David Viker will lead more than 750 employees on 130 national wildlife refuges in 10 states, Puerto Rico, and the U.S. Virgin Islands.
He has served since 2005 as chief of the Southeast's Division of Migratory Birds. In that role, he helped coordinate the Service's response to preserving wildlife threatened by the Deepwater Horizon oil spill
"Like so many people and organizations, tough budget years are in the near-term forecast for us," Viker said. "An unparalleled conservation mission and exceptional staff will see us through as we work with a strong and diverse conservation community rallying together like never before to accomplish our most important conservation goals."
An 18-year veteran of the U.S. Fish and Wildlife Service, Viker studied wildlife ecology at the University of Florida while volunteering at Lower Suwannee National Wildlife Refuge.
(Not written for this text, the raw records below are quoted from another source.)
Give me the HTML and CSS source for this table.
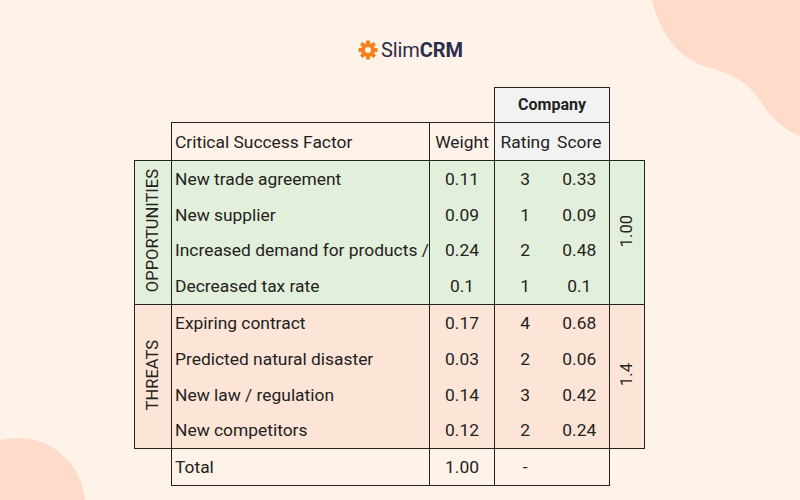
FILE: index.html
```html
<!DOCTYPE html>
<html>
<head>
<meta charset="utf-8">
<link rel="stylesheet" href="styles.css">
</head>
<body>
<svg class="blob blob-tr" width="150" height="140" viewBox="0 0 150 140"><path d="M2 0 C10 35 30 60 60 68 C90 76 100 85 115 108 C125 122 138 132 150 136 L150 0 Z" fill="#ffdbc9"/></svg>
<svg class="blob blob-bl" width="90" height="62" viewBox="0 0 90 62"><circle cx="18" cy="67" r="67" fill="#ffdbc9"/></svg>
<div class="page">
  <div class="logo">
    <svg class="gear" width="20" height="20" viewBox="0 0 20 20">
      <g fill="#f5821f">
        <rect x="8" y="0.5" width="4" height="19" rx="0.6"/>
        <rect x="8" y="0.5" width="4" height="19" rx="0.6" transform="rotate(45 10 10)"/>
        <rect x="8" y="0.5" width="4" height="19" rx="0.6" transform="rotate(90 10 10)"/>
        <rect x="8" y="0.5" width="4" height="19" rx="0.6" transform="rotate(135 10 10)"/>
      </g>
      <circle cx="10" cy="10" r="5" fill="none" stroke="#f5821f" stroke-width="4"/>
      <circle cx="10" cy="10" r="3" fill="#fff2e8"/>
    </svg>
    <span class="brand">Slim<b>CRM</b></span>
  </div>
  <table class="swot">
    <colgroup>
      <col class="c-grp"><col class="c-csf"><col class="c-w"><col class="c-r"><col class="c-s"><col class="c-t">
    </colgroup>
    <thead>
      <tr class="r-company">
        <td class="empty"></td><td class="empty"></td><td class="empty"></td>
        <td colspan="2" class="company">Company</td>
        <td class="empty"></td>
      </tr>
      <tr class="r-head">
        <td class="empty"></td>
        <td class="csf hd">Critical Success Factor</td>
        <td class="num hd">Weight</td>
        <td class="rate grey">Rating</td>
        <td class="score grey">Score</td>
        <td class="empty"></td>
      </tr>
    </thead>
    <tbody class="grp opps">
      <tr>
        <td rowspan="4" class="side"><span class="vert">OPPORTUNITIES</span></td>
        <td class="csf">New trade agreement</td><td class="num">0.11</td><td class="rate">3</td><td class="score">0.33</td>
        <td rowspan="4" class="side"><span class="vert">1.00</span></td>
      </tr>
      <tr><td class="csf">New supplier</td><td class="num">0.09</td><td class="rate">1</td><td class="score">0.09</td></tr>
      <tr><td class="csf">Increased demand for products /</td><td class="num">0.24</td><td class="rate">2</td><td class="score">0.48</td></tr>
      <tr><td class="csf">Decreased tax rate</td><td class="num">0.1</td><td class="rate">1</td><td class="score">0.1</td></tr>
    </tbody>
    <tbody class="grp threats">
      <tr>
        <td rowspan="4" class="side"><span class="vert">THREATS</span></td>
        <td class="csf">Expiring contract</td><td class="num">0.17</td><td class="rate">4</td><td class="score">0.68</td>
        <td rowspan="4" class="side"><span class="vert">1.4</span></td>
      </tr>
      <tr><td class="csf">Predicted natural disaster</td><td class="num">0.03</td><td class="rate">2</td><td class="score">0.06</td></tr>
      <tr><td class="csf">New law / regulation</td><td class="num">0.14</td><td class="rate">3</td><td class="score">0.42</td></tr>
      <tr><td class="csf">New competitors</td><td class="num">0.12</td><td class="rate">2</td><td class="score">0.24</td></tr>
    </tbody>
    <tbody>
      <tr class="r-total">
        <td class="empty"></td>
        <td class="csf">Total</td><td class="num">1.00</td><td class="rate">-</td><td class="score"></td>
        <td class="empty"></td>
      </tr>
    </tbody>
  </table>
</div>
</body>
</html>
```
FILE: styles.css
```css
html, body {
  margin: 0;
  padding: 0;
}
body {
  width: 800px;
  height: 500px;
  overflow: hidden;
  background: #fff2e8;
  position: relative;
  font-family: Roboto, "Liberation Sans", sans-serif;
  color: #222;
}
.blob {
  position: absolute;
  display: block;
}
.blob-tr { top: 0; right: 0; }
.blob-bl { left: 0; bottom: 0; }
.page {
  position: relative;
  display: flex;
  flex-direction: column;
  padding: 39px 0 0 134px;
}
.logo {
  display: flex;
  align-items: center;
  gap: 3px;
  margin-left: 224px;
  height: 22px;
}
.gear { display: block; }
.brand {
  font-size: 20px;
  color: #2b2c4c;
  letter-spacing: -0.1px;
}
.brand b { font-weight: 700; }
.swot {
  margin-top: 26px;
  border-collapse: collapse;
  table-layout: fixed;
  width: 510px;
  font-size: 17.4px;
}
.c-grp { width: 37px; }
.c-csf { width: 258px; }
.c-w { width: 65px; }
.c-r { width: 57px; }
.c-s { width: 58px; }
.c-t { width: 35px; }
.swot td {
  padding: 0;
  height: 36px;
  white-space: nowrap;
  line-height: 20px;
}
.swot .r-company td { height: 34px; }
.swot .r-head td { height: 37px; }
.swot .grp td { height: 35.8px; }
.swot td.empty { border: none; }
.company {
  font-weight: 700;
  font-size: 16px;
  text-align: center;
  background: #f2f2f2;
  border: 1px solid #222;
}
.r-head td.hd, .r-head td.grey { border-top: 1px solid #222; }
.grey { background: #f2f2f2; }
.csf {
  padding-left: 3px !important;
  border-left: 1px solid #222;
  border-right: 1px solid #222;
  overflow: hidden;
}
.num {
  text-align: center;
  border-right: 1px solid #222;
}
.rate {
  text-align: center;
  padding-left: 4px !important;
}
.score {
  text-align: center;
  border-right: 1px solid #222;
  padding-right: 2px !important;
}
.grp { border: 1px solid #222; }
.opps td { background: #e2efda; }
.threats td { background: #fce4d6; }
.side {
  border: 1px solid #222;
  text-align: center;
  vertical-align: middle;
}
.vert {
  display: inline-block;
  writing-mode: vertical-rl;
  transform: rotate(180deg);
  font-size: 16.5px;
  line-height: 20px;
}
.r-total td.csf, .r-total td.num, .r-total td.rate, .r-total td.score {
  border-bottom: 1px solid #222;
}
```
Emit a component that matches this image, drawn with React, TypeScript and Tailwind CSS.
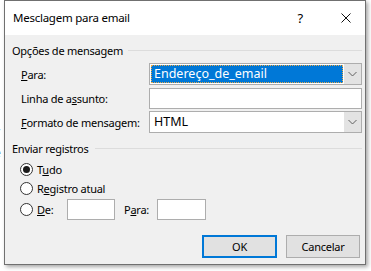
import React from "react";

function Chevron() {
  return (
    <svg width="9" height="6" viewBox="0 0 9 6" className="block">
      <path d="M0.5 1 L4.5 5 L8.5 1" fill="none" stroke="#606060" strokeWidth="1" />
    </svg>
  );
}

function Combo({ children, selected }: { children: React.ReactNode; selected?: boolean }) {
  return (
    <div className="flex h-[22px] w-[213px] border border-[#adadad] bg-white text-[12.5px] tracking-normal">
      <div className="flex flex-1 items-center p-[1px]">
        {selected ? (
          <div className="flex h-full w-full items-center border border-dotted border-[#e8a94a] bg-[#0078d7] pl-[2px] text-white">
            {children}
          </div>
        ) : (
          <div className="pl-[3px]">{children}</div>
        )}
      </div>
      <div className="flex w-[17px] items-center justify-center bg-[#e3e3e3]">
        <Chevron />
      </div>
    </div>
  );
}

function Radio({ checked }: { checked?: boolean }) {
  return (
    <div className="flex h-[13px] w-[13px] shrink-0 items-center justify-center rounded-full border border-[#333333] bg-white">
      {checked && <div className="h-[7px] w-[7px] rounded-full bg-[#1a1a1a]" />}
    </div>
  );
}

export default function App() {
  return (
    <div className="relative h-[271px] w-[371px] overflow-hidden whitespace-nowrap bg-white font-['Noto_Sans',sans-serif] text-[11px] leading-none tracking-[-0.25px] text-black">
      {/* document text behind the dialog */}
      <div className="absolute left-[-6px] top-[126px] flex flex-col text-[12px] text-[#222]">
        <span className="h-[21px]">v</span>
        <span className="h-[57px]">e</span>
        <span>r</span>
      </div>

      <div className="absolute left-[4px] top-0 flex h-[265px] w-[362px] flex-col border border-[#707070] bg-[#f0f0f0] shadow-[2px_2px_4px_rgba(0,0,0,0.35)]">
        {/* title bar */}
        <div className="flex h-[34px] items-center bg-white pl-[8px]">
          <span className="flex-1 text-[11.5px]">Mesclagem para email</span>
          <span className="mr-[38px] text-[13px]">?</span>
          <svg width="10" height="10" viewBox="0 0 10 10" className="mr-[14px]">
            <path d="M0.5 0.5 L9.5 9.5 M9.5 0.5 L0.5 9.5" stroke="#111" strokeWidth="1" />
          </svg>
        </div>

        <div className="flex flex-1 flex-col pl-[7px] pr-[3px]">
          {/* Opções de mensagem */}
          <div className="mt-[8px] flex h-[14px] items-center">
            <span>Opções de mensagem</span>
            <div className="ml-[5px] h-px flex-1 bg-[#dcdcdc]" />
          </div>

          <div className="mt-[6px] flex h-[22px] items-center">
            <span className="w-[137px] pl-[9px]">
              <span className="underline">P</span>ara:
            </span>
            <Combo selected>Endereço_de_email</Combo>
          </div>

          <div className="mt-[3px] flex h-[21px] items-center">
            <span className="w-[137px] pl-[9px]">
              Linha de a<span className="underline">s</span>sunto:
            </span>
            <div className="h-[21px] w-[213px] border border-[#adadad] bg-white" />
          </div>

          <div className="mt-[2px] flex h-[22px] items-center">
            <span className="w-[137px] pl-[9px]">
              <span className="underline">F</span>ormato de mensagem:
            </span>
            <Combo>HTML</Combo>
          </div>

          {/* Enviar registros */}
          <div className="mt-[8px] flex h-[14px] items-center">
            <span>Enviar registros</span>
            <div className="ml-[6px] h-px flex-1 bg-[#dcdcdc]" />
          </div>

          <div className="mt-[6px] flex h-[16px] items-center gap-[4px] pl-[8px]">
            <Radio checked />
            <span>
              T<span className="underline">u</span>do
            </span>
          </div>

          <div className="mt-[3px] flex h-[16px] items-center gap-[4px] pl-[8px]">
            <Radio />
            <span>
              R<span className="underline">e</span>gistro atual
            </span>
          </div>

          <div className="mt-[3px] flex h-[21px] items-center pl-[8px]">
            <Radio />
            <span className="ml-[4px] w-[30px]">
              <span className="underline">D</span>e:
            </span>
            <div className="h-[21px] w-[48px] border border-[#adadad] bg-white" />
            <span className="ml-[9px] w-[33px]">
              P<span className="underline">a</span>ra:
            </span>
            <div className="h-[21px] w-[49px] border border-[#adadad] bg-white" />
          </div>

          {/* buttons */}
          <div className="mt-[15px] flex justify-end gap-[9px] pr-[2px]">
            <button className="flex h-[23px] w-[75px] items-center justify-center border-2 border-[#0078d7] bg-[#e1e1e1]">
              OK
            </button>
            <button className="flex h-[23px] w-[74px] items-center justify-center border border-[#adadad] bg-[#e1e1e1]">
              Cancelar
            </button>
          </div>
        </div>
      </div>
    </div>
  );
}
After graduation, he worked at 10 national wildlife refuges. He moved from the field to the Southeast Regional Office in Atlanta in 2002 to serve as a Deputy Refuge Supervisor.
Viker has served as an expert consultant on many migratory bird-related programs and other issues and helped start Landscape Conservation Cooperatives.
"As a young boy, I was the self-appointed steward of the woods, creeks, ponds, and trails behind my home," Viker said. "Within one hour of stepping foot on Lower Suwannee National Wildlife Refuge as a teenager, I knew what specific job I wanted to serve in for the rest of my life."
He and his wife, Mary, have two children. Viker has coached more than 30 youth baseball, basketball, softball and soccer teams. He and his family also enjoy hunting, fishing, camping and water recreation.